Coons also criticized the federal response to the crisis as too slow and added that agencies should be doing more to coordinate the procurement of resources. He specifically pointed out the U.S. Department of Defense’s Defense Logistics Agency, which acquires weapons, fuel, parts, and other materials for the military, as well as coordinating civilian resources in response to domestic natural disasters and foreign humanitarian aid.
“I’m just going say that three months ago they should have been put in charge of integrating the supply chains, moving manufacturing in the United States to being fully engaged and getting this managed,” Coons said, noting DLA has now gotten involved in the effort.
When asked his opinion about House Speaker Nancy Pelosi’s remarks Monday that a fourth stimulus package may be necessary in response to the virus, Coons said that it was “inevitable.”

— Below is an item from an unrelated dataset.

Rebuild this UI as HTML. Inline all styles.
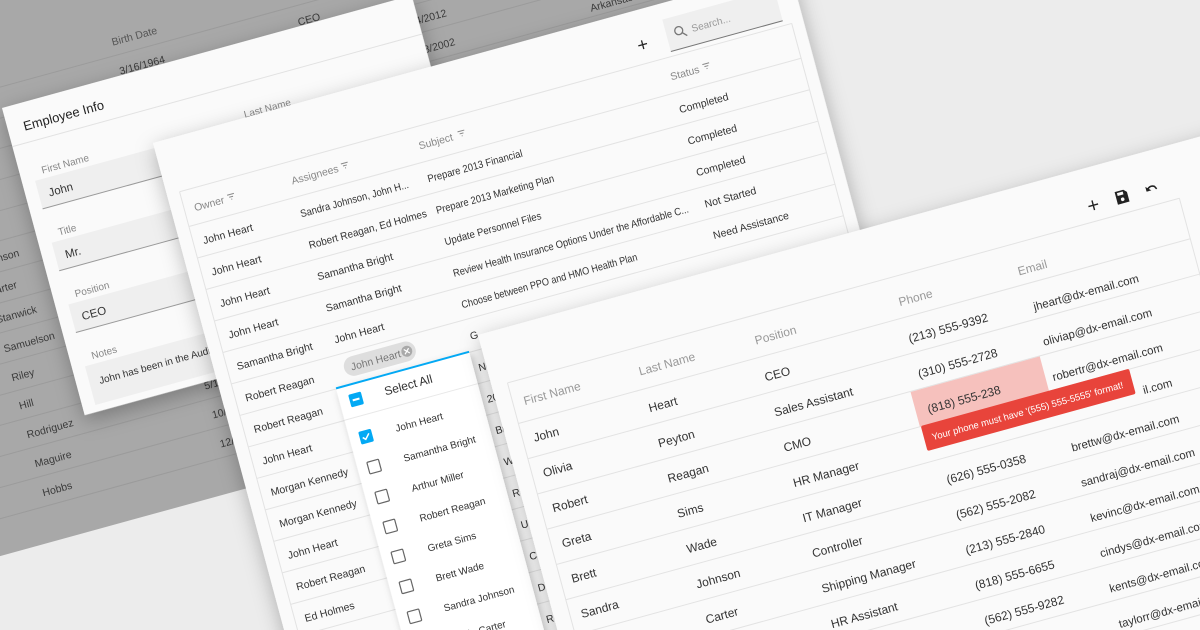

“Sure, the $2 trillion bill was hard enough – it is the single largest appropriation bill in American history – but I do think we should take a week or two to see what the trajectory is of the disease, and how distribution of these resources is happening,” he said, noting he had a call with U.S. Small Business Administration Administrator Jovita Carranza on Tuesday to discuss the distribution of $377 billion to small businesses and nonprofits. “But I agree with the Speaker and many other leaders in Congress who said we will almost certainly have to do a fourth, or maybe even fifth, bill – first for response and second for recovery.”